-- BEGIN Input --

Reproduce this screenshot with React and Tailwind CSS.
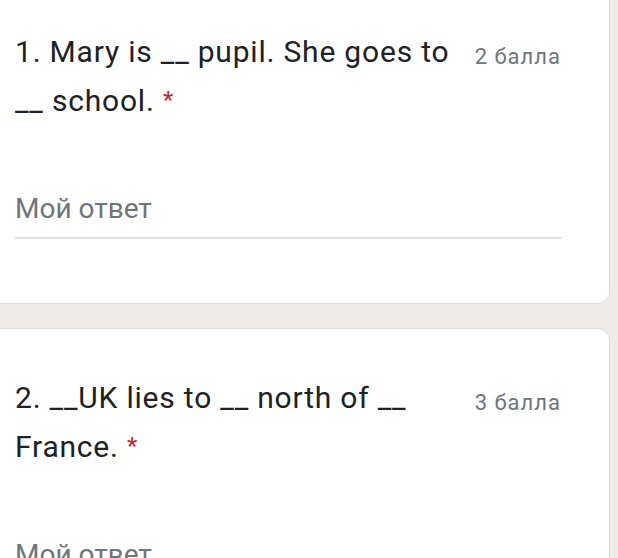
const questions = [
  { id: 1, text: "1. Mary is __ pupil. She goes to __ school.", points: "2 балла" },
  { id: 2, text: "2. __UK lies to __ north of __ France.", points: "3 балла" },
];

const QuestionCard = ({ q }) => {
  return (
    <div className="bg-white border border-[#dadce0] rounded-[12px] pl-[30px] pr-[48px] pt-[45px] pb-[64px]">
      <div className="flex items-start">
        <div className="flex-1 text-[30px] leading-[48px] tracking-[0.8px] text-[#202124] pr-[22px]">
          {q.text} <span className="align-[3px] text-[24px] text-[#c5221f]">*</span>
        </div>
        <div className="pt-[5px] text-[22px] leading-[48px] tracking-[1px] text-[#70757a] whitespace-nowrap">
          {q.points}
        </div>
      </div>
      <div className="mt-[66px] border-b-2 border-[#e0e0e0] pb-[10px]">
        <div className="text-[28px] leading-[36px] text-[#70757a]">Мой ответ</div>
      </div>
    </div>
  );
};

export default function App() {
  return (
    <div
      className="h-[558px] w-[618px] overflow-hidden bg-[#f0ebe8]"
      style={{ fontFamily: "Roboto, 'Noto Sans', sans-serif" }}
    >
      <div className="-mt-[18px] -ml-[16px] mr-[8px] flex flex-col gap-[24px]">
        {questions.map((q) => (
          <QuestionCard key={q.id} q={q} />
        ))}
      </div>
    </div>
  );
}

-- END Input --
-- BEGIN Input --

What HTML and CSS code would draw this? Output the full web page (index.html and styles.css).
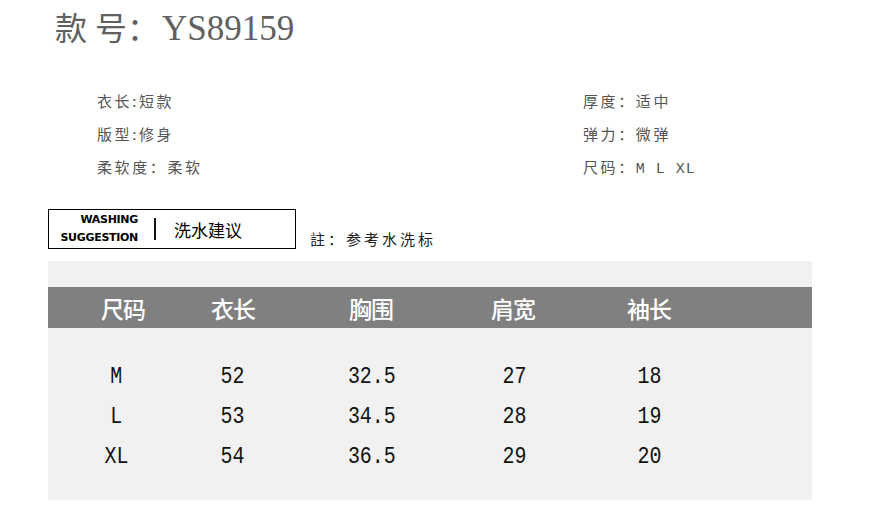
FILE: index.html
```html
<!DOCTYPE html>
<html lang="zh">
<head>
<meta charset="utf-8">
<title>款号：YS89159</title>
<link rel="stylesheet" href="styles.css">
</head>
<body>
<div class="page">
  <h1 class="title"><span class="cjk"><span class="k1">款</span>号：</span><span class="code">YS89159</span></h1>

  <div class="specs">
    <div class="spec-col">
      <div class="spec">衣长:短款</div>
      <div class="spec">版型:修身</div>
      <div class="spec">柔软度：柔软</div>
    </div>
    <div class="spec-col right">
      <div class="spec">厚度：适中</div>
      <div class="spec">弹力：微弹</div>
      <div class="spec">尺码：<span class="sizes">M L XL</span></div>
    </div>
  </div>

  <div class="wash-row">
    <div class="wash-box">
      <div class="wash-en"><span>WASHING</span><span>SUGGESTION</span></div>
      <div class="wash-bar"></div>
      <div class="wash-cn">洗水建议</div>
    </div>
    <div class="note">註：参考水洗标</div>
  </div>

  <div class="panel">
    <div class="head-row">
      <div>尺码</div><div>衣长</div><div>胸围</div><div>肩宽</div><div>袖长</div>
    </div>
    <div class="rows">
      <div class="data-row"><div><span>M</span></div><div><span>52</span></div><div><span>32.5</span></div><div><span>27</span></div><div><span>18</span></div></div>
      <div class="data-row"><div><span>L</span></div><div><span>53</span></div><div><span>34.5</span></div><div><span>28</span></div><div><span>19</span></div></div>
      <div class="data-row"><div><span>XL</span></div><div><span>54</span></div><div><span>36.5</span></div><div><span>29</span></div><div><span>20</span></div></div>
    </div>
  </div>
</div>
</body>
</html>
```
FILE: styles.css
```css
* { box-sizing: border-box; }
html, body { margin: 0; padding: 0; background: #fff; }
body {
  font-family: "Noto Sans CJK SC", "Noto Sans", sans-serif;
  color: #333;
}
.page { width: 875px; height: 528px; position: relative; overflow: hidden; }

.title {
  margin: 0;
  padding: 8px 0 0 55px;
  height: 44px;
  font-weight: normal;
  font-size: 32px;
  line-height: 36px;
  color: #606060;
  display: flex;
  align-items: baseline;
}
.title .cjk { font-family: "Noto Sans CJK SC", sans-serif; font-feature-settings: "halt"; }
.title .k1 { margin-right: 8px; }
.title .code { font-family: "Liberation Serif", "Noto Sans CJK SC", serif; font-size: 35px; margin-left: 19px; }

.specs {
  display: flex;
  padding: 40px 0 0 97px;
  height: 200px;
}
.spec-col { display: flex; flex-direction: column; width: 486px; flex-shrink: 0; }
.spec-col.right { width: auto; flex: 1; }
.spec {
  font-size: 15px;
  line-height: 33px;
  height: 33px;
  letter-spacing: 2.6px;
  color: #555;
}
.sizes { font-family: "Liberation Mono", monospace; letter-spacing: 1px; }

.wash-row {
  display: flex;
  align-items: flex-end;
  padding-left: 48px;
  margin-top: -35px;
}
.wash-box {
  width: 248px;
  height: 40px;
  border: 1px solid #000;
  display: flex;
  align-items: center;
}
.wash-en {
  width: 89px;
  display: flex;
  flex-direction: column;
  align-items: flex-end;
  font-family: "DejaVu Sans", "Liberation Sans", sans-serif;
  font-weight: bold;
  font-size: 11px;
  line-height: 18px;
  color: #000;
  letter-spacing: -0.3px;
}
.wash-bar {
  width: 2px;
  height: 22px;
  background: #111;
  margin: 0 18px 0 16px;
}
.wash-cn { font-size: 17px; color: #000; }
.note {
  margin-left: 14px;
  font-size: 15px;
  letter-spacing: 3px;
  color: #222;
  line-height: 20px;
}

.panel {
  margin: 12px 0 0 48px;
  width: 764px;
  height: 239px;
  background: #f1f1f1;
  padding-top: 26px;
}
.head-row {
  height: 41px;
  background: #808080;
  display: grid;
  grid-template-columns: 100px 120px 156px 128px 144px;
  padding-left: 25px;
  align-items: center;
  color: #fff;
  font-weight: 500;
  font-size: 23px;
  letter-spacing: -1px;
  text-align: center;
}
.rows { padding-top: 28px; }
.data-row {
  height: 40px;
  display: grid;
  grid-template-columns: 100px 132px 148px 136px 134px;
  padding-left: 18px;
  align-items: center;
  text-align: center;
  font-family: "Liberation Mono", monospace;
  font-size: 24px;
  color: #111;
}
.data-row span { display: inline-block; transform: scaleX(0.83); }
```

-- END Input --

Extract from the data every line where "code" shows up.

#### [Task output]
What HTML and CSS code would draw this? Output the full web page (index.html and styles.css).
  <h1 class="title"><span class="cjk"><span class="k1">款</span>号：</span><span class="code">YS89159</span></h1>
.title .code { font-family: "Liberation Serif", "Noto Sans CJK SC", serif; font-size: 35px; margin-left: 19px; }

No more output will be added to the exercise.